What to produce — Filter the records below down to lines containing "React".

Records for the exercise —
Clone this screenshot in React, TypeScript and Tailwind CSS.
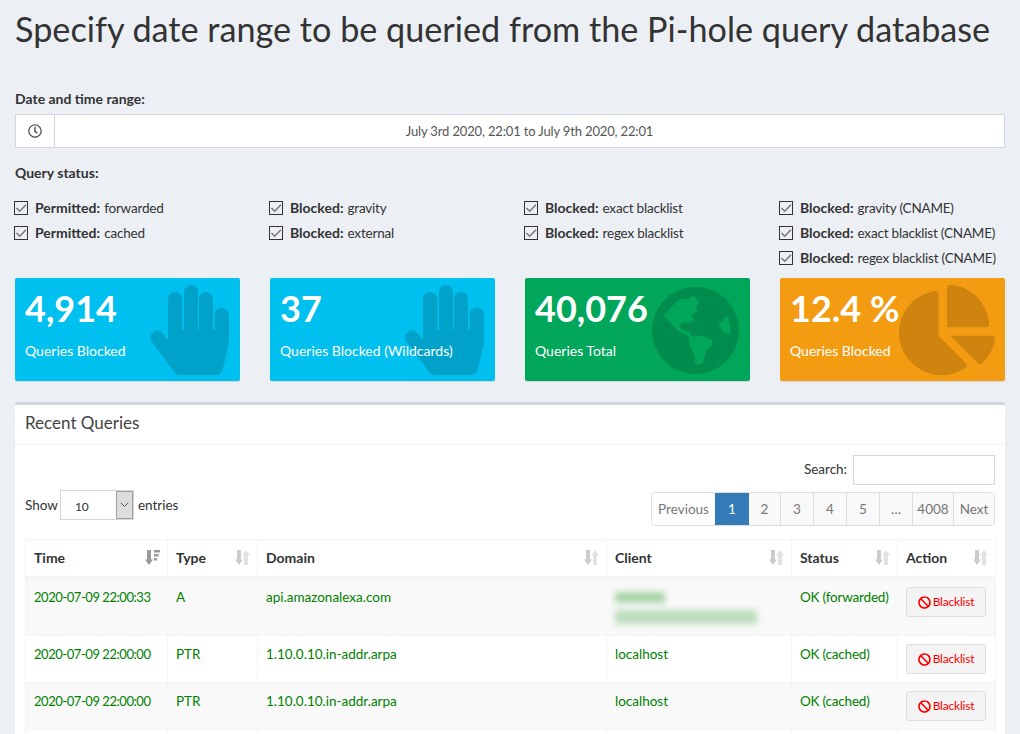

---

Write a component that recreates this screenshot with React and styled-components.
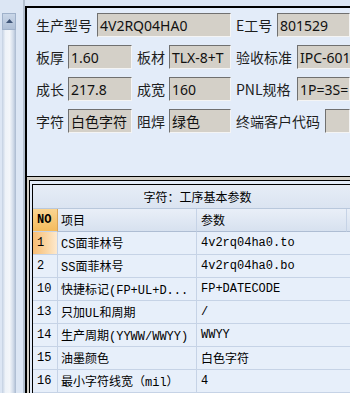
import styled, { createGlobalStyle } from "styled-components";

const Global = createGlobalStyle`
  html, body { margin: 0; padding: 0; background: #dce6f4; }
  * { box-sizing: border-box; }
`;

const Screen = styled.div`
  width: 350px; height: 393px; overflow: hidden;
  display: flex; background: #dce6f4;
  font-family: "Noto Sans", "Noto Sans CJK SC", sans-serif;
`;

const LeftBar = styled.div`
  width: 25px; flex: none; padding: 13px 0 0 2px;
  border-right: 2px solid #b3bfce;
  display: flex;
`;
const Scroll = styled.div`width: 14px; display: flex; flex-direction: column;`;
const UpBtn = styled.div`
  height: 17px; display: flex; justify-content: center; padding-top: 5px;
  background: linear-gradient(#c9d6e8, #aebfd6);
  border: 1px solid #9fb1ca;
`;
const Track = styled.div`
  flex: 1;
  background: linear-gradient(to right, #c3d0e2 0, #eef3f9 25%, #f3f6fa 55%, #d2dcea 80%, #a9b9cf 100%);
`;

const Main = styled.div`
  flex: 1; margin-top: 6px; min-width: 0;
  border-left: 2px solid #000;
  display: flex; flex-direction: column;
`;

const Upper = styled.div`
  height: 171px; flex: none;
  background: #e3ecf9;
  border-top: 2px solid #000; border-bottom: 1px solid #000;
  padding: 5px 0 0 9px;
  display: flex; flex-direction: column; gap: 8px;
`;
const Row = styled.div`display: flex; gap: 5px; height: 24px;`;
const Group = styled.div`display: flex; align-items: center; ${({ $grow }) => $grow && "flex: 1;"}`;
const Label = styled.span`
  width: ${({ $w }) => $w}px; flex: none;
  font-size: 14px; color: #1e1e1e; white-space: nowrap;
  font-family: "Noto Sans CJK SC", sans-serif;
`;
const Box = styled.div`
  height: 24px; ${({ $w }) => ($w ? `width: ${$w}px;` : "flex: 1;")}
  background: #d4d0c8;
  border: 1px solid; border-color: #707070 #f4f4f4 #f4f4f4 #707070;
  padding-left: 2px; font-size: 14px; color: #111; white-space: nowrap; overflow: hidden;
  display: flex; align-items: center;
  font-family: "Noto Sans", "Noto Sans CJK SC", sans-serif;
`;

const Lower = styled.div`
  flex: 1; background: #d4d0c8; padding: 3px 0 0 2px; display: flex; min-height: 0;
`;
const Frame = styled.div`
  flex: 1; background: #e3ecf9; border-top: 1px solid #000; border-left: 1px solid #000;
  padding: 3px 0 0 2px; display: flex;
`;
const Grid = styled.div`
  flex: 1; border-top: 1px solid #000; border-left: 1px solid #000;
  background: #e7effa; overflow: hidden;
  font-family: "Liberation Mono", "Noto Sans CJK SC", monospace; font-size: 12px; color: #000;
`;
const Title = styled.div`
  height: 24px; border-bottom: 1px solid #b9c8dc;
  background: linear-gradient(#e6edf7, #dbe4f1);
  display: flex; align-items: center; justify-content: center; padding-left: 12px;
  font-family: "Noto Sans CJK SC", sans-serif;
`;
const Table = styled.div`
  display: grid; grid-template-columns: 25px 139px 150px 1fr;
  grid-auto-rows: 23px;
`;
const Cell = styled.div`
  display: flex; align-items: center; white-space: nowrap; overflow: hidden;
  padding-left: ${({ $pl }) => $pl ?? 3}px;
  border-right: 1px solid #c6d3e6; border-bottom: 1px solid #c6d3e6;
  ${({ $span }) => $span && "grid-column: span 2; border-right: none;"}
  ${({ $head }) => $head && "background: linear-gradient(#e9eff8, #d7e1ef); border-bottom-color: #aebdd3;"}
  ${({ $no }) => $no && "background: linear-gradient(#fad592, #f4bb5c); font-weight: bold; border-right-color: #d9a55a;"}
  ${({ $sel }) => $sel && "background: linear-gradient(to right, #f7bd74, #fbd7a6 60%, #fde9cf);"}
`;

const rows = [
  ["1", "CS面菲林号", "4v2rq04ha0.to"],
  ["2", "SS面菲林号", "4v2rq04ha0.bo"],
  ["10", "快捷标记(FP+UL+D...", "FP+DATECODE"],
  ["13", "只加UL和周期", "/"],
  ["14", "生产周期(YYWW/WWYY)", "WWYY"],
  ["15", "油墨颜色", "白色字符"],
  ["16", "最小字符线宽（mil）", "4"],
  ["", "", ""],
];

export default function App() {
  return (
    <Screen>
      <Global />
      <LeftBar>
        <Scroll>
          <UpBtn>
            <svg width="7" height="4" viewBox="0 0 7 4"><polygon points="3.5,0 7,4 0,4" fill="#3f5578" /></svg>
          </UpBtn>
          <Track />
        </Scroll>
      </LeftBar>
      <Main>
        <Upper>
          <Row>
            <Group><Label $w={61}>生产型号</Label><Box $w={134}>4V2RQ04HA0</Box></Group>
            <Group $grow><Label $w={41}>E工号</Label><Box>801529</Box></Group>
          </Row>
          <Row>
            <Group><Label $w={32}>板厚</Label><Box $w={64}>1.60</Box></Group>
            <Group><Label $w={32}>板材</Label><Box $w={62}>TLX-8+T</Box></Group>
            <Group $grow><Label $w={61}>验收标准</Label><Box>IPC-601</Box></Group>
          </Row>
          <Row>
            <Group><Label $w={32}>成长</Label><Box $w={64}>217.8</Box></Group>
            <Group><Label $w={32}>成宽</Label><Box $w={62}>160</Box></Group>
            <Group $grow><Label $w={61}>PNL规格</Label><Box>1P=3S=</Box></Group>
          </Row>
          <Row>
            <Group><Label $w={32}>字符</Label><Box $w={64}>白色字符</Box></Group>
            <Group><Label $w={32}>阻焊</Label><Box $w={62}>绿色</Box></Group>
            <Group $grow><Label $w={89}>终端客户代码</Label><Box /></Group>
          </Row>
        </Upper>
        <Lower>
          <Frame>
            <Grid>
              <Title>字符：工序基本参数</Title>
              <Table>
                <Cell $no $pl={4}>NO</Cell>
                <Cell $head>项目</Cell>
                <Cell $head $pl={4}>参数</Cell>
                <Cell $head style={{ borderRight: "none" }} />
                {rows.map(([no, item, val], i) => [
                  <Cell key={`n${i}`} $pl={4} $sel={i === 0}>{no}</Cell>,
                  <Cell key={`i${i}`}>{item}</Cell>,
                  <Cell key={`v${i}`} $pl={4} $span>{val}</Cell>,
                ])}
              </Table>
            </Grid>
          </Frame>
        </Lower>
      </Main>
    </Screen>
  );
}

Worked solution —
Clone this screenshot in React, TypeScript and Tailwind CSS.
Write a component that recreates this screenshot with React and styled-components.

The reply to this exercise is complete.